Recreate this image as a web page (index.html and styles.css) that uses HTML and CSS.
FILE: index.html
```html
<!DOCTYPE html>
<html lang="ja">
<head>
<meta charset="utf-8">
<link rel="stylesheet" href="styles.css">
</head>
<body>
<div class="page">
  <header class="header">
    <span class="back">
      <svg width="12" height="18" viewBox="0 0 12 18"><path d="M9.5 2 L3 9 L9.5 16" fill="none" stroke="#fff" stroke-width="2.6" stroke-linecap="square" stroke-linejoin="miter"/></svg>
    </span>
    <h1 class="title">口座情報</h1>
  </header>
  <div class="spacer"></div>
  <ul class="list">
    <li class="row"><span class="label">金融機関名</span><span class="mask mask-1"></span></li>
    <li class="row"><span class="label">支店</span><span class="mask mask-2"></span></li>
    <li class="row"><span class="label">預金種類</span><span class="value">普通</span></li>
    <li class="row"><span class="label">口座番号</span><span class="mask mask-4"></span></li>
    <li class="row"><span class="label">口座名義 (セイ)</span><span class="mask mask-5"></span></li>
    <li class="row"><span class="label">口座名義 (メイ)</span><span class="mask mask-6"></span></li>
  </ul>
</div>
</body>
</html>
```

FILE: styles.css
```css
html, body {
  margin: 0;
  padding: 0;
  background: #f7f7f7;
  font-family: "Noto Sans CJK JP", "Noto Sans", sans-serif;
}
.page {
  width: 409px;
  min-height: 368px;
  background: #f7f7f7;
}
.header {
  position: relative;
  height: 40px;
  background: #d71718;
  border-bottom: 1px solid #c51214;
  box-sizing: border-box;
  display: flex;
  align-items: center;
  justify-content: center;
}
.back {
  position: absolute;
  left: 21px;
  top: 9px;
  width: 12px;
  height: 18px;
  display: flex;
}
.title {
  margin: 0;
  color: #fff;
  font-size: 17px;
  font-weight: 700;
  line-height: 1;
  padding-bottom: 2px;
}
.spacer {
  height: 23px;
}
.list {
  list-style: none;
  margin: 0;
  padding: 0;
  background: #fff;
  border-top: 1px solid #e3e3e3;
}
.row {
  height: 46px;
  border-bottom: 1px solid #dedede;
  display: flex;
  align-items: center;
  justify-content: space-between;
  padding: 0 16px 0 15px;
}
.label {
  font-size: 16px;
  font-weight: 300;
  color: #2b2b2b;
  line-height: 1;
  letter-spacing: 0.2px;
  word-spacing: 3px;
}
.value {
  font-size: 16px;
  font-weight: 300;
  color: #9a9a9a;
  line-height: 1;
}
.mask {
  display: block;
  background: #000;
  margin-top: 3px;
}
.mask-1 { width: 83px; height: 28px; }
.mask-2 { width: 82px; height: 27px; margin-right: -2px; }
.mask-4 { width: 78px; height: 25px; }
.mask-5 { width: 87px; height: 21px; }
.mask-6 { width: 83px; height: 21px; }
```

**WORK TO DO:** From the first line to the last, retype the data exactly.

**WRITTEN RESPONSE:**
Recreate this image as a web page (index.html and styles.css) that uses HTML and CSS.
FILE: index.html
```html
<!DOCTYPE html>
<html lang="ja">
<head>
<meta charset="utf-8">
<link rel="stylesheet" href="styles.css">
</head>
<body>
<div class="page">
  <header class="header">
    <span class="back">
      <svg width="12" height="18" viewBox="0 0 12 18"><path d="M9.5 2 L3 9 L9.5 16" fill="none" stroke="#fff" stroke-width="2.6" stroke-linecap="square" stroke-linejoin="miter"/></svg>
    </span>
    <h1 class="title">口座情報</h1>
  </header>
  <div class="spacer"></div>
  <ul class="list">
    <li class="row"><span class="label">金融機関名</span><span class="mask mask-1"></span></li>
    <li class="row"><span class="label">支店</span><span class="mask mask-2"></span></li>
    <li class="row"><span class="label">預金種類</span><span class="value">普通</span></li>
    <li class="row"><span class="label">口座番号</span><span class="mask mask-4"></span></li>
    <li class="row"><span class="label">口座名義 (セイ)</span><span class="mask mask-5"></span></li>
    <li class="row"><span class="label">口座名義 (メイ)</span><span class="mask mask-6"></span></li>
  </ul>
</div>
</body>
</html>
```

FILE: styles.css
```css
html, body {
  margin: 0;
  padding: 0;
  background: #f7f7f7;
  font-family: "Noto Sans CJK JP", "Noto Sans", sans-serif;
}
.page {
  width: 409px;
  min-height: 368px;
  background: #f7f7f7;
}
.header {
  position: relative;
  height: 40px;
  background: #d71718;
  border-bottom: 1px solid #c51214;
  box-sizing: border-box;
  display: flex;
  align-items: center;
  justify-content: center;
}
.back {
  position: absolute;
  left: 21px;
  top: 9px;
  width: 12px;
  height: 18px;
  display: flex;
}
.title {
  margin: 0;
  color: #fff;
  font-size: 17px;
  font-weight: 700;
  line-height: 1;
  padding-bottom: 2px;
}
.spacer {
  height: 23px;
}
.list {
  list-style: none;
  margin: 0;
  padding: 0;
  background: #fff;
  border-top: 1px solid #e3e3e3;
}
.row {
  height: 46px;
  border-bottom: 1px solid #dedede;
  display: flex;
  align-items: center;
  justify-content: space-between;
  padding: 0 16px 0 15px;
}
.label {
  font-size: 16px;
  font-weight: 300;
  color: #2b2b2b;
  line-height: 1;
  letter-spacing: 0.2px;
  word-spacing: 3px;
}
.value {
  font-size: 16px;
  font-weight: 300;
  color: #9a9a9a;
  line-height: 1;
}
.mask {
  display: block;
  background: #000;
  margin-top: 3px;
}
.mask-1 { width: 83px; height: 28px; }
.mask-2 { width: 82px; height: 27px; margin-right: -2px; }
.mask-4 { width: 78px; height: 25px; }
.mask-5 { width: 87px; height: 21px; }
.mask-6 { width: 83px; height: 21px; }
```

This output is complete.